■ GIVEN RECORDS ■
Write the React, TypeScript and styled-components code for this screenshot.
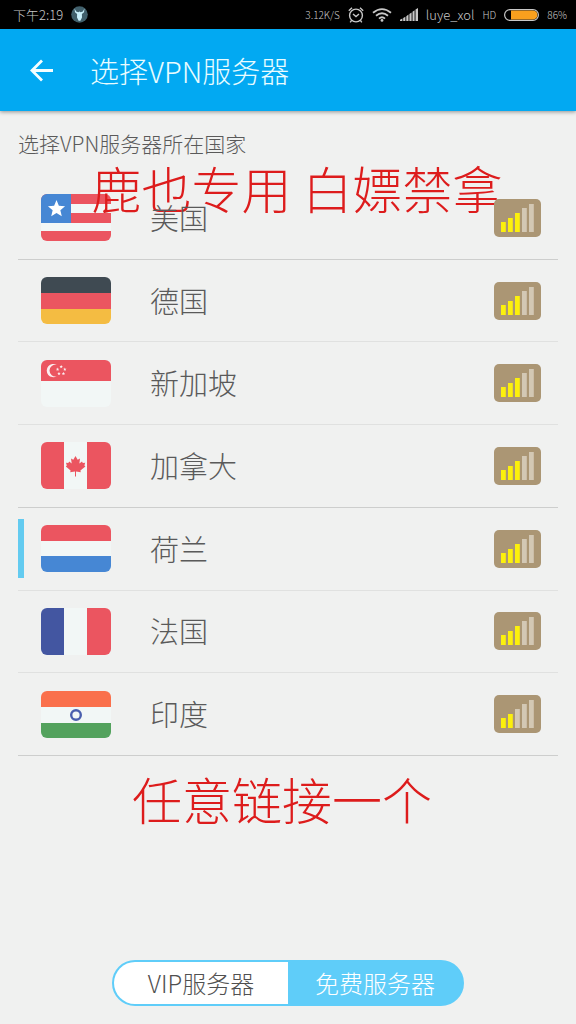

...

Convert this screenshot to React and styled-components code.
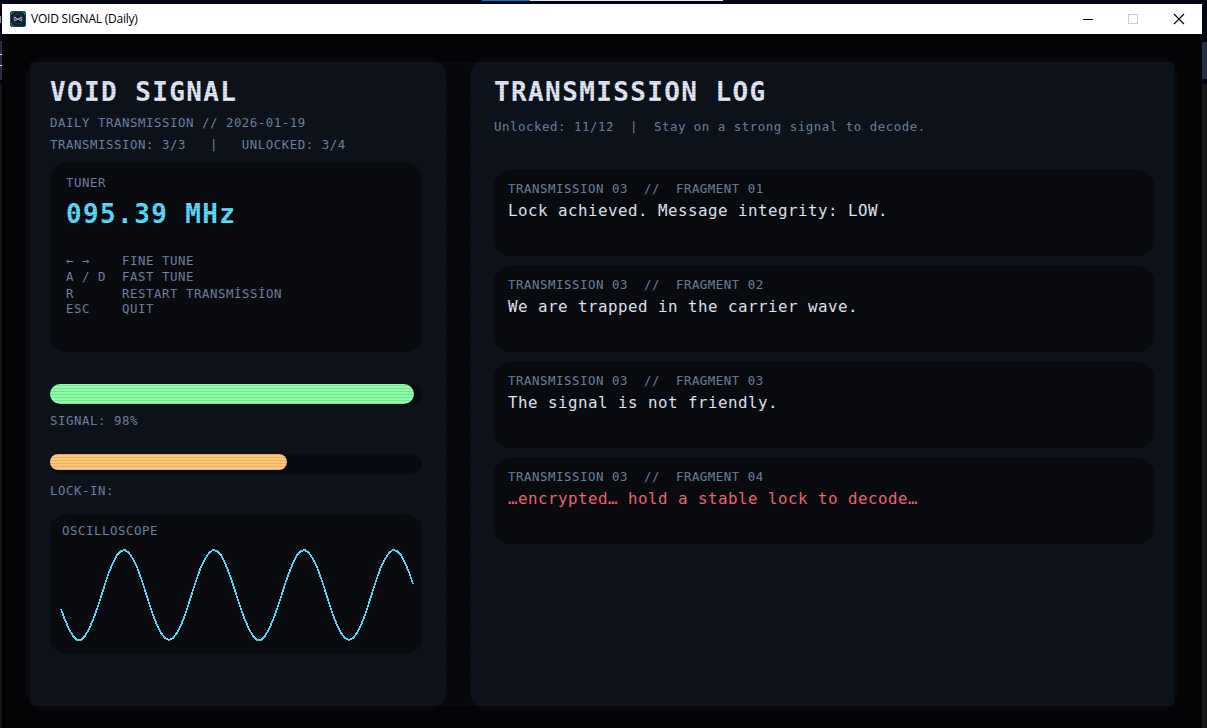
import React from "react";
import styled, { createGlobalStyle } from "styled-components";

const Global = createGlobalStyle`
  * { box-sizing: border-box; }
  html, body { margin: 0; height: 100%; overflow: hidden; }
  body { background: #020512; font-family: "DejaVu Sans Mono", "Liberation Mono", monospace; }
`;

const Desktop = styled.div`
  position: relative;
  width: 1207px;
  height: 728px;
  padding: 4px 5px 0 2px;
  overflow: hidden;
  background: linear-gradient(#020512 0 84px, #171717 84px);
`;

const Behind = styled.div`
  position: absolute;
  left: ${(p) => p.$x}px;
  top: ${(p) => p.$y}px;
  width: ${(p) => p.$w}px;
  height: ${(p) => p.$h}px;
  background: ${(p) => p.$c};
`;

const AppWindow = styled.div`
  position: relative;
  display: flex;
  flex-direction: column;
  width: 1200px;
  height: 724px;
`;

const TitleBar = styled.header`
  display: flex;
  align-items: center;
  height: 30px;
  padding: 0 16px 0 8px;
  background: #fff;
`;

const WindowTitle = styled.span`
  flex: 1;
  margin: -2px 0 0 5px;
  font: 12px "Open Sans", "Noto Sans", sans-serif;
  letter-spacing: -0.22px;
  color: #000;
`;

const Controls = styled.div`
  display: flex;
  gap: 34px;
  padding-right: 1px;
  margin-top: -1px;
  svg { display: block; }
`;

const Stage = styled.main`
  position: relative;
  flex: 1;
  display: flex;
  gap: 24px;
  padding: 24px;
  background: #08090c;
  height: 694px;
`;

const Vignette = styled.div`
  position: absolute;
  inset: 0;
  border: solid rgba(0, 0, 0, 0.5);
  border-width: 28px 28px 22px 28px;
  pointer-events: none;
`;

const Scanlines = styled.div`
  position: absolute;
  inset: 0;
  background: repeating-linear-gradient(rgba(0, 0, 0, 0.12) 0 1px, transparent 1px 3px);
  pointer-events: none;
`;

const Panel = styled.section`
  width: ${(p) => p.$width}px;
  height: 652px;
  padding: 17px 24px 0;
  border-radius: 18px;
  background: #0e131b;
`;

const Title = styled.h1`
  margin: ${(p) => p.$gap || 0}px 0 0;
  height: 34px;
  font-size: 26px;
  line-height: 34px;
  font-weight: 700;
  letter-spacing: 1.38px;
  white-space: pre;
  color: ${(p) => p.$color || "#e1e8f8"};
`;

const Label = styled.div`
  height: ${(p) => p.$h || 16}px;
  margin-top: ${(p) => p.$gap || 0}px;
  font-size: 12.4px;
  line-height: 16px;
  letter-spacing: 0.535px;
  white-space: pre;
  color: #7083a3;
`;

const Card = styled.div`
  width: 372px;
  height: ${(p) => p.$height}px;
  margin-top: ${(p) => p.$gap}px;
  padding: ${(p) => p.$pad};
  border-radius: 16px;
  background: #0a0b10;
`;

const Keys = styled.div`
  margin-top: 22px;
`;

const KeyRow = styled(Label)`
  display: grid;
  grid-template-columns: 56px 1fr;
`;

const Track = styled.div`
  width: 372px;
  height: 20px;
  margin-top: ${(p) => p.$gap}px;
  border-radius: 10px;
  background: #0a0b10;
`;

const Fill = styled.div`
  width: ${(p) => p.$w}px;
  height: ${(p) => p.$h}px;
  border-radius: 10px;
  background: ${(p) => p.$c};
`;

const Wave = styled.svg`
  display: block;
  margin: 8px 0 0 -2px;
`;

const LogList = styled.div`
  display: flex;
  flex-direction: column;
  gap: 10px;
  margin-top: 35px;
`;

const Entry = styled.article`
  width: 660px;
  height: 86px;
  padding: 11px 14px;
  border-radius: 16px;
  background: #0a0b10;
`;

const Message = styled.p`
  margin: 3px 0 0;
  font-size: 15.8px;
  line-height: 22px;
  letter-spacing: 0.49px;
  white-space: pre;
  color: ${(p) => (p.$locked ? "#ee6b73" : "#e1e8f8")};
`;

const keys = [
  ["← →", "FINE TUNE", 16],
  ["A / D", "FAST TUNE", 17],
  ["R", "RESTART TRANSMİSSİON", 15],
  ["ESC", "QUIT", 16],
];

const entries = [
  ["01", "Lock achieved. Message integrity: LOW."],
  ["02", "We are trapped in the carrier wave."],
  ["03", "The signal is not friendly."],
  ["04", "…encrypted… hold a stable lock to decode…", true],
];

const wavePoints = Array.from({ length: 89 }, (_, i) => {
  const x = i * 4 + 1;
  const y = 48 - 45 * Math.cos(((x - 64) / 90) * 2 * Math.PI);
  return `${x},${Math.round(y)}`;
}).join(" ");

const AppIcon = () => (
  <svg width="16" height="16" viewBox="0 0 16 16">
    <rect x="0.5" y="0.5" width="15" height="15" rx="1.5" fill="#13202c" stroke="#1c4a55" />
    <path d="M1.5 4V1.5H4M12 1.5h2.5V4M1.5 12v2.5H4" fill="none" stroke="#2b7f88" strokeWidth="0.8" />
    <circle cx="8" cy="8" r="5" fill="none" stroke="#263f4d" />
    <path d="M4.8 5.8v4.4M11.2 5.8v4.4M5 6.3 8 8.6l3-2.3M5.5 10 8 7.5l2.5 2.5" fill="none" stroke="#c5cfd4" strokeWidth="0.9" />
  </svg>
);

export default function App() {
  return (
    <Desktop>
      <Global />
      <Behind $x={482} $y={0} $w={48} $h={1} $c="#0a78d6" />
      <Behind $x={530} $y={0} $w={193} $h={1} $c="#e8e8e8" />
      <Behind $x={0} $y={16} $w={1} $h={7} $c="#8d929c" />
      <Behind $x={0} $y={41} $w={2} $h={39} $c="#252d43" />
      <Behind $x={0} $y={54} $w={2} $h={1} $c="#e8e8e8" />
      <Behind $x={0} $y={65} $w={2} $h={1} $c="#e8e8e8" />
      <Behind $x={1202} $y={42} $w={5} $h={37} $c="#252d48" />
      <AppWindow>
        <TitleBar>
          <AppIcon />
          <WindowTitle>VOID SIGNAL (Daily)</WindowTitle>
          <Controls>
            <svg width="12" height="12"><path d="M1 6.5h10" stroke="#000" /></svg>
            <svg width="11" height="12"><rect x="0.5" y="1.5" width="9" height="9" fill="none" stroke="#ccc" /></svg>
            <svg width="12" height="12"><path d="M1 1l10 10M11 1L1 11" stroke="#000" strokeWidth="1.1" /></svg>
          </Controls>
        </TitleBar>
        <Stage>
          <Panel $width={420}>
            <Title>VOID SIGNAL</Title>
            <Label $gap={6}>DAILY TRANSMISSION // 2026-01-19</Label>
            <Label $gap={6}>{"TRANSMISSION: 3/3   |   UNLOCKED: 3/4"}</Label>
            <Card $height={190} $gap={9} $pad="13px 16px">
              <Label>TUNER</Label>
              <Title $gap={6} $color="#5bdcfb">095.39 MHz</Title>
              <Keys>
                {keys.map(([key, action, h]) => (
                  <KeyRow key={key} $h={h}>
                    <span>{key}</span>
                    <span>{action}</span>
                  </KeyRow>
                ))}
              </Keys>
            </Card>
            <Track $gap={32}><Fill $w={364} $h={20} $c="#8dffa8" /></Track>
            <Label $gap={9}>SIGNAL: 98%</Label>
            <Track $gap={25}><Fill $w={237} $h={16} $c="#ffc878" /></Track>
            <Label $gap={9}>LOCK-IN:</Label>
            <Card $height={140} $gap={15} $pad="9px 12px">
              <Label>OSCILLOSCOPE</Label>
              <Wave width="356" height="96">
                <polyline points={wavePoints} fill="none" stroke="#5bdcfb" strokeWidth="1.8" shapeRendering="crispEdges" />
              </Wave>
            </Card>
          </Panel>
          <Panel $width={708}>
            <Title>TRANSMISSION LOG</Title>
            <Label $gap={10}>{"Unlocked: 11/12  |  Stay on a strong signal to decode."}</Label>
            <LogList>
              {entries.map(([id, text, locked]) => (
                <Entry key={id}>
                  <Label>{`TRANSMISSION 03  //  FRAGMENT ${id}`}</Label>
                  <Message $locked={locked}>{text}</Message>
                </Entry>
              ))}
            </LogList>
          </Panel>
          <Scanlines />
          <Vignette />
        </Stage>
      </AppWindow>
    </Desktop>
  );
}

■ EXERCISE DETAILS ■
Copy, from the material, each line that holds the string "screenshot".

■ FINAL ANSWER ■
Write the React, TypeScript and styled-components code for this screenshot.
Convert this screenshot to React and styled-components code.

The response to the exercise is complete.